- **To do**
Using the listing below, copy every line that mentions "index".

================

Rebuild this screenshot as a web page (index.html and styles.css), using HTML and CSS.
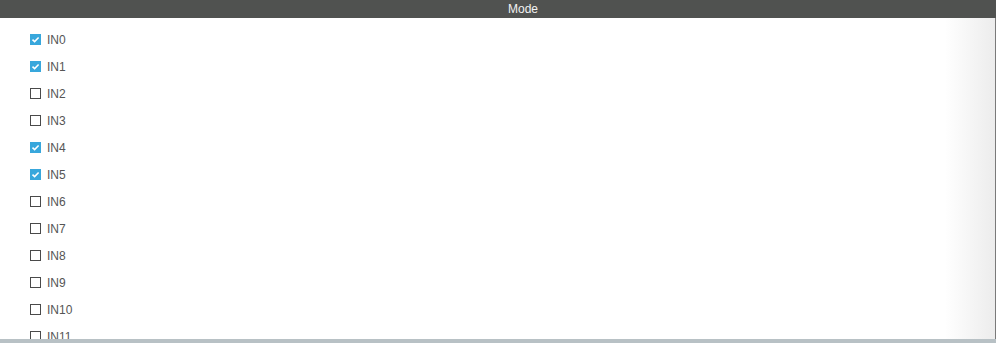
FILE: index.html
```html
<!DOCTYPE html>
<html lang="en">
<head>
  <meta charset="UTF-8">
  <title>Mode</title>
  <link rel="stylesheet" href="styles.css">
</head>
<body>

  <div class="header">Mode</div>

  <div class="panel">
    <ul class="inputs">
      <li><span class="box checked"><svg viewBox="0 0 11 11"><path d="M2.5 5.6 L4.6 7.6 L8.6 3.4" /></svg></span>IN0</li>
      <li><span class="box checked"><svg viewBox="0 0 11 11"><path d="M2.5 5.6 L4.6 7.6 L8.6 3.4" /></svg></span>IN1</li>
      <li><span class="box"></span>IN2</li>
      <li><span class="box"></span>IN3</li>
      <li><span class="box checked"><svg viewBox="0 0 11 11"><path d="M2.5 5.6 L4.6 7.6 L8.6 3.4" /></svg></span>IN4</li>
      <li><span class="box checked"><svg viewBox="0 0 11 11"><path d="M2.5 5.6 L4.6 7.6 L8.6 3.4" /></svg></span>IN5</li>
      <li><span class="box"></span>IN6</li>
      <li><span class="box"></span>IN7</li>
      <li><span class="box"></span>IN8</li>
      <li><span class="box"></span>IN9</li>
      <li><span class="box"></span>IN10</li>
      <li><span class="box"></span>IN11</li>
    </ul>
  </div>

  <div class="footer"></div>

</body>
</html>
```

FILE: styles.css
```css
html, body {
  margin: 0;
  padding: 0;
}
body {
  font-family: "Liberation Sans", Arial, sans-serif;
  width: 996px;
  height: 343px;
  overflow: hidden;
  background-color: #ffffff;
}
.header {
  height: 18px;
  line-height: 18px;
  background-color: #505250;
  color: #f2f2f2;
  font-size: 12px;
  text-align: center;
  padding-left: 50px;
}
.panel {
  height: 321px;
  overflow: hidden;
  background: linear-gradient(to right, #ffffff 0, #ffffff 945px, #ececec 995px, #7a7a7a 995px);
}
.inputs {
  list-style: none;
  margin: 0;
  padding: 8px 0 0 30px;
}
.inputs li {
  display: flex;
  align-items: center;
  height: 27px;
  font-size: 12px;
  color: #555555;
}
.box {
  box-sizing: border-box;
  width: 11px;
  height: 11px;
  margin-right: 6px;
  border: 1px solid #4a4a4a;
  background-color: #ffffff;
}
.box.checked {
  border: none;
  background-color: #38a7dc;
}
.box svg {
  display: block;
  width: 11px;
  height: 11px;
}
.box svg path {
  fill: none;
  stroke: #ffffff;
  stroke-width: 1.5;
}
.footer {
  height: 4px;
  background-color: #b8c1c5;
}
```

================

- **Correct response**
Rebuild this screenshot as a web page (index.html and styles.css), using HTML and CSS.
FILE: index.html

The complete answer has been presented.